Во-первых, можно утверждать, что один из главных вопросов, поставленных Набоковым, это вопрос о роли рассказчика и о его отношениях со своими персонажами, с одной стороны, и с автором с другой. Это один из главных вопросов современной нарратологии. Понятно, что сложность этих отношений обостряется в случае повествования от первого лица. Мы имели возможность убедиться в том, что Герман показывает, насколько рассказчик пользуется абсолютной свободой по отношению к персонажам и ко всему построению своего рассказа. Но эта его свобода второстепенна и только иллюстративна: она ограничена тем, что рассказчик сам является персонажем, значит — куклой в руках высшей инстанции, которую представляет собой Автор. За этой свободой кроется определенный обман, присущий всякому литературному произведению (даже если эта идея не нравится Толстому). Не было бы такого обмана, автор и рассказчик выступали бы как одно и то же лицо и Набоков после «Лолиты» отсидел бы срок за совращение несовершеннолетней девушки, так же как Герман отсидит срок за жульничество и убийство. Можно сказать, что скандал, разразившийся после публикации «Лолиты», развернулся вокруг прочтения романа на уровне Означаемого 1, а на уровне Означаемого 2 такие моральные предрассудки не имеют никакой силы.

Построенный таким образом новый мир романа, конечно, «выдуманный», значит — обманчивый, но, как было уже сказано, «вымысел искусства правдивее жизненной правды», потому что развивает свою собственную логику: произведение искусства правдиво по отношению к самому себе.

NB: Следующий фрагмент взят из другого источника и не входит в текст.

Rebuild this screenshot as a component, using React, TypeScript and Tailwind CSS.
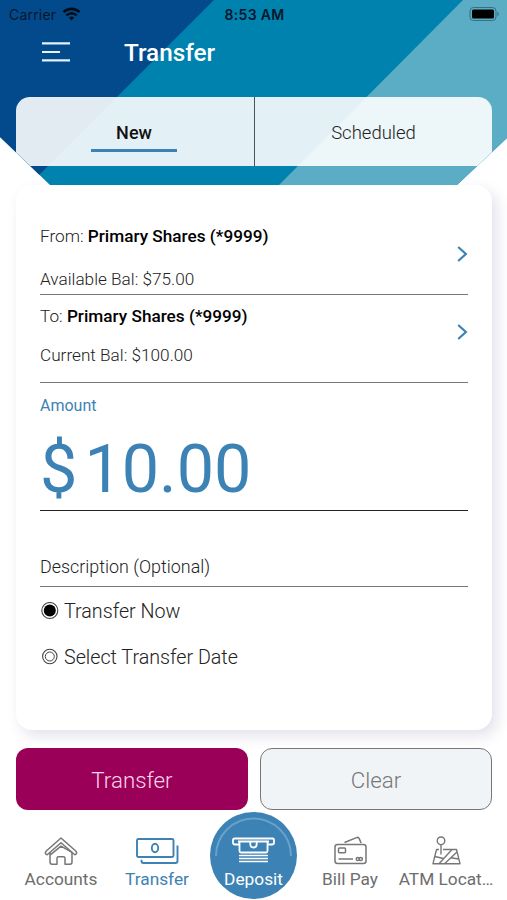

Маленький пример из «Отчаяния»: когда в начале четвертой главы Герман получает письмо от Феликса, он указывает дату (9 сентября 1930). Чуть дальше он объясняет, что читателю неважно знать, когда написано письмо, что читатель даже и не замечает эти даты, но, говорит Герман, «эти даты нужны для поддержания иллюзии» (431). Мир вымышленный, но правдивый — вот главное художественное кредо Набокова. В лекции о Достоевском он пишет:

В сущности, подлинная мера таланта есть степень непохожести автора и созданного им мира, какого до него никогда не было, и что еще важнее — его достоверность. Предлагаю вам оценить мир Достоевского с этой точки зрения.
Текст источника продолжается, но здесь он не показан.